Once the equations were obtained, the predictive capabilities of calibrations were also evaluated using the 26 samples comprising the two validation sets. The statistics for the prediction using first derivatives are shown in Table 3.

Table 3 Validation results for the two Val sets

The GE laboratory and NIRS-predicted values for the validation sets were highly correlated (r 2 = 96.6 and 93.72 for VAL1 and VAL2, respectively). These values suggest accurate predictability. For all the pretreatments evaluated, the equations developed with CAL1 show the lowest SEP and the highest R 2 values compared to those obtained with VAL2.

The model developed with VAL1 and using a first derivative plus SNV, had the best overall performance statistics.
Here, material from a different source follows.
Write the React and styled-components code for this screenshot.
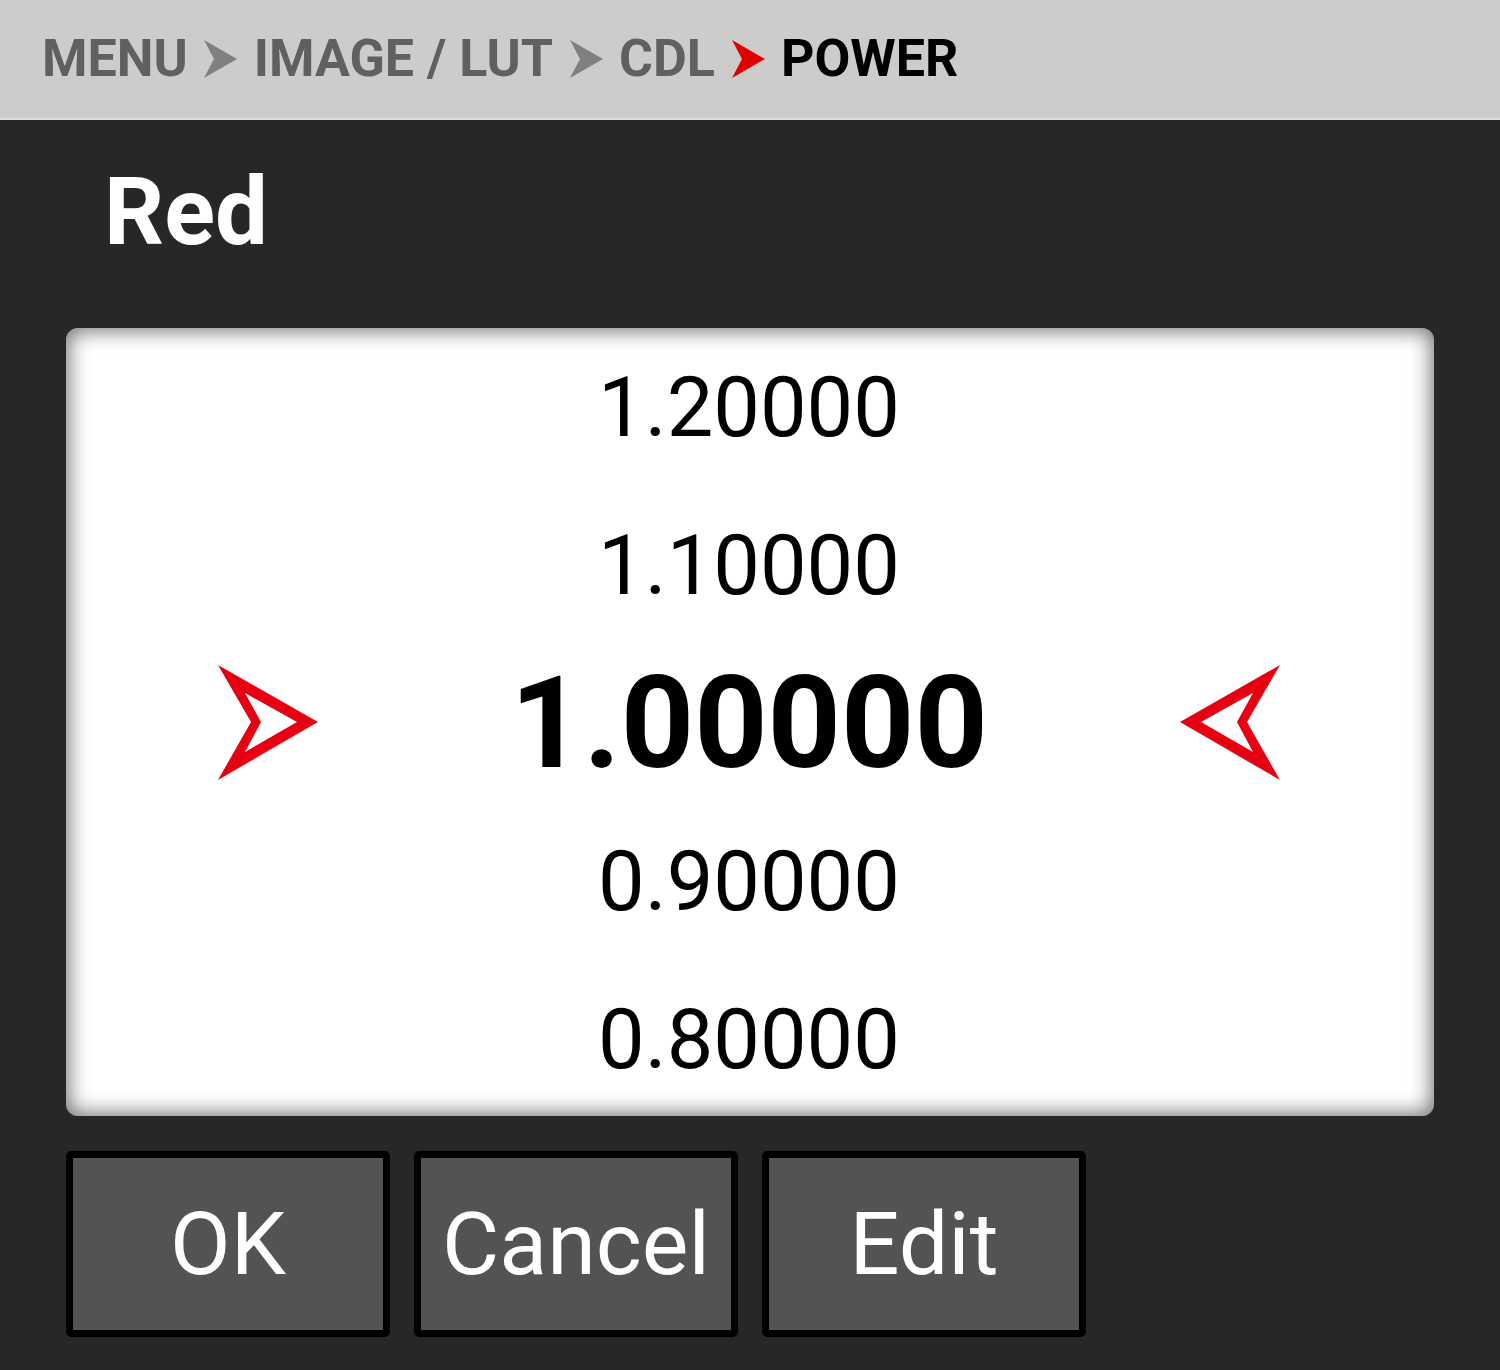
import React from "react"
import styled, { createGlobalStyle } from "styled-components"

const GlobalStyle = createGlobalStyle`
  html, body {
    margin: 0;
    padding: 0;
    background: #272727;
    font-family: Roboto, "Noto Sans", sans-serif;
  }
`

const Screen = styled.div`
  width: 1500px;
  height: 1370px;
  background: #272727;
  display: flex;
  flex-direction: column;
  overflow: hidden;
`

const Header = styled.div`
  height: 118px;
  background: #cccccc;
  border-bottom: 2px solid #dedede;
  display: flex;
  align-items: center;
  padding-left: 42px;
  gap: 16.5px;
  box-sizing: content-box;
`

const Crumb = styled.span`
  font-size: 52px;
  font-weight: 700;
  line-height: 1;
  color: ${p => (p.$current ? "#000" : "#606060")};
`

const Chevron = ({ color }) => (
  <svg width="33" height="38" viewBox="0 0 33 38">
    <polygon points="0,0 33,19 0,38 10,19" fill={color} />
  </svg>
)

const Body = styled.div`
  padding: 45px 66px 0;
  display: flex;
  flex-direction: column;
`

const Title = styled.h1`
  margin: 0 0 70px 38px;
  font-size: 94px;
  line-height: 1;
  font-weight: 700;
  color: #fff;
`

const Picker = styled.div`
  height: 788px;
  background: #fff;
  border-radius: 12px;
  box-shadow: inset 0 0 20px 3px rgba(0, 0, 0, 0.55);
  display: grid;
  grid-template-rows: repeat(5, 158px);
  align-content: start;
  margin-top: -1px;
`

const Row = styled.div`
  display: flex;
  align-items: center;
  justify-content: ${p => (p.$selected ? "space-between" : "center")};
  padding: 0 154px 0 152px;
`

const Value = styled.span`
  font-size: ${p => (p.$selected ? "128px" : "83px")};
  font-weight: ${p => (p.$selected ? 700 : 400)};
  line-height: 1;
  color: #000;
`

const Marker = ({ flip }) => (
  <svg
    width="100"
    height="116"
    viewBox="0 0 100 116"
    style={flip ? { transform: "scaleX(-1)" } : undefined}
  >
    <path
      fillRule="evenodd"
      fill="#e60012"
      d="M0 0 L100 57 L0 115 L33 57 Z M27 28 L43 57 L27 87 L79 57 Z"
    />
  </svg>
)

const Buttons = styled.div`
  display: flex;
  gap: 24px;
  margin-top: 35px;
`

const Button = styled.button`
  width: 324px;
  height: 186px;
  box-sizing: border-box;
  border: 7px solid #000;
  border-radius: 5px;
  background: #535353;
  color: #fff;
  font-family: Roboto, sans-serif;
  font-size: 88px;
  font-weight: 400;
  line-height: 1;
  padding: 0;
`

const values = ["1.20000", "1.10000", "1.00000", "0.90000", "0.80000"]

export default function App() {
  return (
    <Screen>
      <GlobalStyle />
      <Header>
        <Crumb>MENU</Crumb>
        <Chevron color="#808080" />
        <Crumb>IMAGE / LUT</Crumb>
        <Chevron color="#808080" />
        <Crumb>CDL</Crumb>
        <Chevron color="#e00000" />
        <Crumb $current>POWER</Crumb>
      </Header>
      <Body>
        <Title>Red</Title>
        <Picker>
          {values.map((v, i) =>
            i === 2 ? (
              <Row key={v} $selected>
                <Marker />
                <Value $selected>{v}</Value>
                <Marker flip />
              </Row>
            ) : (
              <Row key={v}>
                <Value>{v}</Value>
              </Row>
            )
          )}
        </Picker>
        <Buttons>
          <Button>OK</Button>
          <Button>Cancel</Button>
          <Button>Edit</Button>
        </Buttons>
      </Body>
    </Screen>
  )
}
The SEP value (0.0253) was quite comparable to the benchmark standard error of the reference laboratory test (0.015) resulting in a RPDRMSEP value of 4.2 and an exceptional CV of 0.58 %.

Conclusions

It can be concluded that the FT-NIRS supported with multivariate analyses has high potential to estimate the gross energy of food-grade legumes in a nondestructive way and with high degree of accuracy. On the basis of the positive results obtained on this feasibility study, further research using a more comprehensive calibration with larger set of samples is justified and can be required to be suitable for industrial or commercial applications. The algorithm based on PCA and Mahalanobis distance seems to be a better procedure that the one based only on the two first PCA for selecting representative samples for enlarging the calibration set.